- [Information provided]

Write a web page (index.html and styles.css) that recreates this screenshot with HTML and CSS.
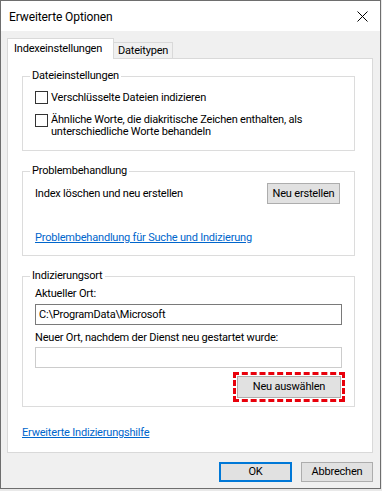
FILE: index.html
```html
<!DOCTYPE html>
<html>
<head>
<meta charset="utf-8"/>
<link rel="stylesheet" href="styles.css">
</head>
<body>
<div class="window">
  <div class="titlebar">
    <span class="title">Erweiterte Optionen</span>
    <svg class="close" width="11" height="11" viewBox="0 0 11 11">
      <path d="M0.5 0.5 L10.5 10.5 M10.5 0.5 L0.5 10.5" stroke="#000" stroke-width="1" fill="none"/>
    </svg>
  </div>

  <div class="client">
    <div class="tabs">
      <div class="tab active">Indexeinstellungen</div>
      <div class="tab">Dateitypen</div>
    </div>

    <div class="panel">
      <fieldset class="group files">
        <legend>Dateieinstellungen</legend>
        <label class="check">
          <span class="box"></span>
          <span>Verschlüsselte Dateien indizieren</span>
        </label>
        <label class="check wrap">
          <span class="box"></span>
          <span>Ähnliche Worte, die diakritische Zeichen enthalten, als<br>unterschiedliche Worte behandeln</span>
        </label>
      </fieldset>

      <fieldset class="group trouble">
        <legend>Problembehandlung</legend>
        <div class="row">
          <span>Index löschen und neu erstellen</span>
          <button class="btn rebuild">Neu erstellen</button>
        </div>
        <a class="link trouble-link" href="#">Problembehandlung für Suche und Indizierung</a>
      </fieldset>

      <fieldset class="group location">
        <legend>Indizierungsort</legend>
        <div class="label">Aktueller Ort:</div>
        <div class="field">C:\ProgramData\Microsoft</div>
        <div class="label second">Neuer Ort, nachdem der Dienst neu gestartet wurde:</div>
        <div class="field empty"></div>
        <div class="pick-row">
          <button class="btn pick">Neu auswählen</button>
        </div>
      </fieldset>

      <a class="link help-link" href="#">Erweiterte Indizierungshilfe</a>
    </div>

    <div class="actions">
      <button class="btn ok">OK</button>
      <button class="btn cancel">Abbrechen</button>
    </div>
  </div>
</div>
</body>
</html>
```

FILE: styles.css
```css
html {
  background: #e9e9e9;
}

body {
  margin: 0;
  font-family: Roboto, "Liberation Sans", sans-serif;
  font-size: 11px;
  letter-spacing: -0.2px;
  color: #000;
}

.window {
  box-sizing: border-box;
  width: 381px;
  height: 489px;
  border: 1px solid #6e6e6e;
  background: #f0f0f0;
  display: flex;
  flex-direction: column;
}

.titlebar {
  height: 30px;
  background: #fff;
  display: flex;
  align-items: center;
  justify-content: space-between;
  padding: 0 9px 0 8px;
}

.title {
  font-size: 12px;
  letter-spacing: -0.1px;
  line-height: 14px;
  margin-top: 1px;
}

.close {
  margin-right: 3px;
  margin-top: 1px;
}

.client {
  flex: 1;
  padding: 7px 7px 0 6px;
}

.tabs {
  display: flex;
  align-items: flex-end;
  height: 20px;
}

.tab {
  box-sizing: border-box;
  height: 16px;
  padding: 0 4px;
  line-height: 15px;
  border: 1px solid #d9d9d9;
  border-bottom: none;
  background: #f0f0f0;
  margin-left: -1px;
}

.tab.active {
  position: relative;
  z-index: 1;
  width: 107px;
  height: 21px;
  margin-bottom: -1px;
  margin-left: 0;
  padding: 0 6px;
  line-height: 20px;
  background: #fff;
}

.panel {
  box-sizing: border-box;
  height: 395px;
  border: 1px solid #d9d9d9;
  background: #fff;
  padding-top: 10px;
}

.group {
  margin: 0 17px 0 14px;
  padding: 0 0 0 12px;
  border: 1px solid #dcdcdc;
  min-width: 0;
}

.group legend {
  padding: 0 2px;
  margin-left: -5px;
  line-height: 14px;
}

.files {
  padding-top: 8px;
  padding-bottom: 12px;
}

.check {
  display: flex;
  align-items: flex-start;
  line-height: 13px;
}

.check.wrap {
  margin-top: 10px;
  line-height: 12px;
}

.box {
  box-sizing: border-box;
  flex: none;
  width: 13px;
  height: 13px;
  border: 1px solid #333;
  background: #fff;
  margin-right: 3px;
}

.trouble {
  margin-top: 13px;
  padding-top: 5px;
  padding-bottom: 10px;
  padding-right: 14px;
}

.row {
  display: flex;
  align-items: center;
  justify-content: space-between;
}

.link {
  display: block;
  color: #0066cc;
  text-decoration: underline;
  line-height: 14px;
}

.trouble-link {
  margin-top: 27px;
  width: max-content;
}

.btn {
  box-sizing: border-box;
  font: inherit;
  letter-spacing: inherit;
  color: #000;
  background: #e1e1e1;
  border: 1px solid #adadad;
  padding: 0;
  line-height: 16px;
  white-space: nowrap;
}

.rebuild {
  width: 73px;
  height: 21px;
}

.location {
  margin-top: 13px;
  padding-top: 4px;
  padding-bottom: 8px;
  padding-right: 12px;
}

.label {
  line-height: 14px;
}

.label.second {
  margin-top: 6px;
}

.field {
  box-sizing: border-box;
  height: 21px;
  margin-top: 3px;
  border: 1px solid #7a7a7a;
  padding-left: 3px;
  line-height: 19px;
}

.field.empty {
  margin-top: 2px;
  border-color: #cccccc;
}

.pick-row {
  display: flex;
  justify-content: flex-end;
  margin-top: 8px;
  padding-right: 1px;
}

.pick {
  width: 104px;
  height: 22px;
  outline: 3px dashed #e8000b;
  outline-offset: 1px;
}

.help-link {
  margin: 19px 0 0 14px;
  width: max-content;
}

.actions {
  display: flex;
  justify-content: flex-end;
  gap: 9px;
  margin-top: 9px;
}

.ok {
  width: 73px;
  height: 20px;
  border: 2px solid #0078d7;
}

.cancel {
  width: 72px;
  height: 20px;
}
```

- [Written problem]
Extract lines where the string "styles" occurs.

- [Answer for this exercise]
Write a web page (index.html and styles.css) that recreates this screenshot with HTML and CSS.
<link rel="stylesheet" href="styles.css">
FILE: styles.css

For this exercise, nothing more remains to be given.